DESCRIPTION OF THE TASK ::
Would you transcribe the whole listing exactly, minus its pictures?
-------- DATASET SECTION --------
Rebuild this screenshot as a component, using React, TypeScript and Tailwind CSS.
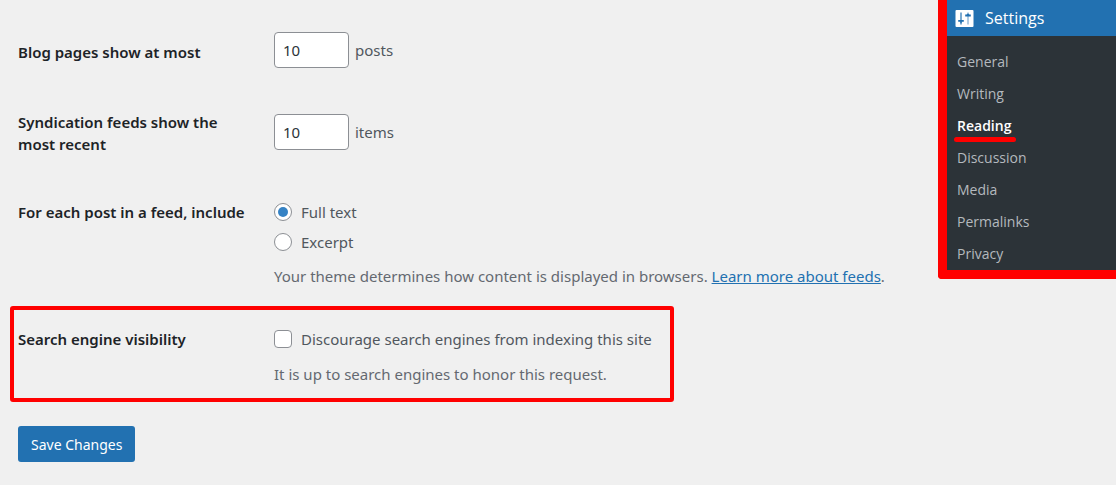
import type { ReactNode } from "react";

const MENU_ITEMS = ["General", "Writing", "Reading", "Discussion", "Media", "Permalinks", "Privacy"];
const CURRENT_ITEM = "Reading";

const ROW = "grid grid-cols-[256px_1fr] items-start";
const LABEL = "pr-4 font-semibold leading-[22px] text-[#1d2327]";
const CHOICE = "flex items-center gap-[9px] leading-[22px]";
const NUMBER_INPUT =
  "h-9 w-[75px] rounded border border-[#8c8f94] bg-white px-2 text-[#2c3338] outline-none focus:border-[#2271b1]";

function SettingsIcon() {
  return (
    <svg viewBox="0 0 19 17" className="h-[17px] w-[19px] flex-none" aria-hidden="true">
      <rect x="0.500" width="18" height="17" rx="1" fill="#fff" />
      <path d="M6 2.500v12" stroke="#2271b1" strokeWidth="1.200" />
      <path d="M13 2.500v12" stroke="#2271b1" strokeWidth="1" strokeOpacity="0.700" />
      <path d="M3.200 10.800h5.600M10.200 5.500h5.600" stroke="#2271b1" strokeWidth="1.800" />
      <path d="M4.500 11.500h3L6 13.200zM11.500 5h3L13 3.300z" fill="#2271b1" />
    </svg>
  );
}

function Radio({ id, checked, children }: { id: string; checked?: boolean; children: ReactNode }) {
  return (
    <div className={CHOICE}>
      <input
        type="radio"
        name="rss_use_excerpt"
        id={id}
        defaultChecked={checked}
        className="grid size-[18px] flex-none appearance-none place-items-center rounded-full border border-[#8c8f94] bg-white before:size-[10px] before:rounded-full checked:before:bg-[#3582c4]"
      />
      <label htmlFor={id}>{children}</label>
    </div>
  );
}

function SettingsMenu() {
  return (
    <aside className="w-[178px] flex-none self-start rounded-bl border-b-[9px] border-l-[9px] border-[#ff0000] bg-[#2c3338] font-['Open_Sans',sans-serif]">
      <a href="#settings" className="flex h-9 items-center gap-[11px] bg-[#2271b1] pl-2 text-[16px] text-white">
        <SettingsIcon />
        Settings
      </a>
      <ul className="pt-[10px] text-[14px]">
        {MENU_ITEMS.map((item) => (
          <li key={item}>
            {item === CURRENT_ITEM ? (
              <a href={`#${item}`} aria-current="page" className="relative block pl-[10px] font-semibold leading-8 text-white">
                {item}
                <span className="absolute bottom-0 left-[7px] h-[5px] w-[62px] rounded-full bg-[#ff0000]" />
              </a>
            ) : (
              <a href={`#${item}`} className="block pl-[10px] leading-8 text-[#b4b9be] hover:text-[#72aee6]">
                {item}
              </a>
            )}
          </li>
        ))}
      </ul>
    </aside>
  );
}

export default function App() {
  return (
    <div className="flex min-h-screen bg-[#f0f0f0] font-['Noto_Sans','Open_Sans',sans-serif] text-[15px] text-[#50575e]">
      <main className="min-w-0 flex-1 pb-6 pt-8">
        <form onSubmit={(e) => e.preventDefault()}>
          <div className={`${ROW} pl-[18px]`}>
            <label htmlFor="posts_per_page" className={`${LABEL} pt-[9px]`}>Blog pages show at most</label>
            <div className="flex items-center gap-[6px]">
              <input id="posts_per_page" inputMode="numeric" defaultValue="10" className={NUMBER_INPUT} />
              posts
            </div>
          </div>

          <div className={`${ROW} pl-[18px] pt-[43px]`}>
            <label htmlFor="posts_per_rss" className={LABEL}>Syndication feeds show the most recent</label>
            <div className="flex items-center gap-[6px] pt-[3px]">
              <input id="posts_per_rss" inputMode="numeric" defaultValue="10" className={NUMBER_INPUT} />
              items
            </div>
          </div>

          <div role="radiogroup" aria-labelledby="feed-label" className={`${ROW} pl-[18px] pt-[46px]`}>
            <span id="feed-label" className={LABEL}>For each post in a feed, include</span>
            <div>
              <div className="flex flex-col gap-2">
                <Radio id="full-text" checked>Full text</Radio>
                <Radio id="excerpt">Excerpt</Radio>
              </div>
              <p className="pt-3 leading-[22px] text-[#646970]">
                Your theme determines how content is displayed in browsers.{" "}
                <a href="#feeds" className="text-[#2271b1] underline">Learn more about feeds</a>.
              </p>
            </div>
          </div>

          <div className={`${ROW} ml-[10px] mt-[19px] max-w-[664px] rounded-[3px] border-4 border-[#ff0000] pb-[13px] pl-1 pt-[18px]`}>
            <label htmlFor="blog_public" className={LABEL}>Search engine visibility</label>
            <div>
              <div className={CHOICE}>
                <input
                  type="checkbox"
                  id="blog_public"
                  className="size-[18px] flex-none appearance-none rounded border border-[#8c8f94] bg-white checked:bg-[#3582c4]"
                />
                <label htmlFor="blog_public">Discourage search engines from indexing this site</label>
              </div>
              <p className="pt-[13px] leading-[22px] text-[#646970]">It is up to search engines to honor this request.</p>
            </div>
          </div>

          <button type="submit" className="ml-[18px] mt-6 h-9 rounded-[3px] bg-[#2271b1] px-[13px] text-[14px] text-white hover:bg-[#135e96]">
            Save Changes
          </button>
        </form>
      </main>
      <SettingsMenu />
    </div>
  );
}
--------
FULL OUTPUT ::
Rebuild this screenshot as a component, using React, TypeScript and Tailwind CSS.
import type { ReactNode } from "react";

const MENU_ITEMS = ["General", "Writing", "Reading", "Discussion", "Media", "Permalinks", "Privacy"];
const CURRENT_ITEM = "Reading";

const ROW = "grid grid-cols-[256px_1fr] items-start";
const LABEL = "pr-4 font-semibold leading-[22px] text-[#1d2327]";
const CHOICE = "flex items-center gap-[9px] leading-[22px]";
const NUMBER_INPUT =
  "h-9 w-[75px] rounded border border-[#8c8f94] bg-white px-2 text-[#2c3338] outline-none focus:border-[#2271b1]";

function SettingsIcon() {
  return (
    <svg viewBox="0 0 19 17" className="h-[17px] w-[19px] flex-none" aria-hidden="true">
      <rect x="0.500" width="18" height="17" rx="1" fill="#fff" />
      <path d="M6 2.500v12" stroke="#2271b1" strokeWidth="1.200" />
      <path d="M13 2.500v12" stroke="#2271b1" strokeWidth="1" strokeOpacity="0.700" />
      <path d="M3.200 10.800h5.600M10.200 5.500h5.600" stroke="#2271b1" strokeWidth="1.800" />
      <path d="M4.500 11.500h3L6 13.200zM11.500 5h3L13 3.300z" fill="#2271b1" />
    </svg>
  );
}

function Radio({ id, checked, children }: { id: string; checked?: boolean; children: ReactNode }) {
  return (
    <div className={CHOICE}>
      <input
        type="radio"
        name="rss_use_excerpt"
        id={id}
        defaultChecked={checked}
        className="grid size-[18px] flex-none appearance-none place-items-center rounded-full border border-[#8c8f94] bg-white before:size-[10px] before:rounded-full checked:before:bg-[#3582c4]"
      />
      <label htmlFor={id}>{children}</label>
    </div>
  );
}

function SettingsMenu() {
  return (
    <aside className="w-[178px] flex-none self-start rounded-bl border-b-[9px] border-l-[9px] border-[#ff0000] bg-[#2c3338] font-['Open_Sans',sans-serif]">
      <a href="#settings" className="flex h-9 items-center gap-[11px] bg-[#2271b1] pl-2 text-[16px] text-white">
        <SettingsIcon />
        Settings
      </a>
      <ul className="pt-[10px] text-[14px]">
        {MENU_ITEMS.map((item) => (
          <li key={item}>
            {item === CURRENT_ITEM ? (
              <a href={`#${item}`} aria-current="page" className="relative block pl-[10px] font-semibold leading-8 text-white">
                {item}
                <span className="absolute bottom-0 left-[7px] h-[5px] w-[62px] rounded-full bg-[#ff0000]" />
              </a>
            ) : (
              <a href={`#${item}`} className="block pl-[10px] leading-8 text-[#b4b9be] hover:text-[#72aee6]">
                {item}
              </a>
            )}
          </li>
        ))}
      </ul>
    </aside>
  );
}

export default function App() {
  return (
    <div className="flex min-h-screen bg-[#f0f0f0] font-['Noto_Sans','Open_Sans',sans-serif] text-[15px] text-[#50575e]">
      <main className="min-w-0 flex-1 pb-6 pt-8">
        <form onSubmit={(e) => e.preventDefault()}>
          <div className={`${ROW} pl-[18px]`}>
            <label htmlFor="posts_per_page" className={`${LABEL} pt-[9px]`}>Blog pages show at most</label>
            <div className="flex items-center gap-[6px]">
              <input id="posts_per_page" inputMode="numeric" defaultValue="10" className={NUMBER_INPUT} />
              posts
            </div>
          </div>

          <div className={`${ROW} pl-[18px] pt-[43px]`}>
            <label htmlFor="posts_per_rss" className={LABEL}>Syndication feeds show the most recent</label>
            <div className="flex items-center gap-[6px] pt-[3px]">
              <input id="posts_per_rss" inputMode="numeric" defaultValue="10" className={NUMBER_INPUT} />
              items
            </div>
          </div>

          <div role="radiogroup" aria-labelledby="feed-label" className={`${ROW} pl-[18px] pt-[46px]`}>
            <span id="feed-label" className={LABEL}>For each post in a feed, include</span>
            <div>
              <div className="flex flex-col gap-2">
                <Radio id="full-text" checked>Full text</Radio>
                <Radio id="excerpt">Excerpt</Radio>
              </div>
              <p className="pt-3 leading-[22px] text-[#646970]">
                Your theme determines how content is displayed in browsers.{" "}
                <a href="#feeds" className="text-[#2271b1] underline">Learn more about feeds</a>.
              </p>
            </div>
          </div>

          <div className={`${ROW} ml-[10px] mt-[19px] max-w-[664px] rounded-[3px] border-4 border-[#ff0000] pb-[13px] pl-1 pt-[18px]`}>
            <label htmlFor="blog_public" className={LABEL}>Search engine visibility</label>
            <div>
              <div className={CHOICE}>
                <input
                  type="checkbox"
                  id="blog_public"
                  className="size-[18px] flex-none appearance-none rounded border border-[#8c8f94] bg-white checked:bg-[#3582c4]"
                />
                <label htmlFor="blog_public">Discourage search engines from indexing this site</label>
              </div>
              <p className="pt-[13px] leading-[22px] text-[#646970]">It is up to search engines to honor this request.</p>
            </div>
          </div>

          <button type="submit" className="ml-[18px] mt-6 h-9 rounded-[3px] bg-[#2271b1] px-[13px] text-[14px] text-white hover:bg-[#135e96]">
            Save Changes
          </button>
        </form>
      </main>
      <SettingsMenu />
    </div>
  );
}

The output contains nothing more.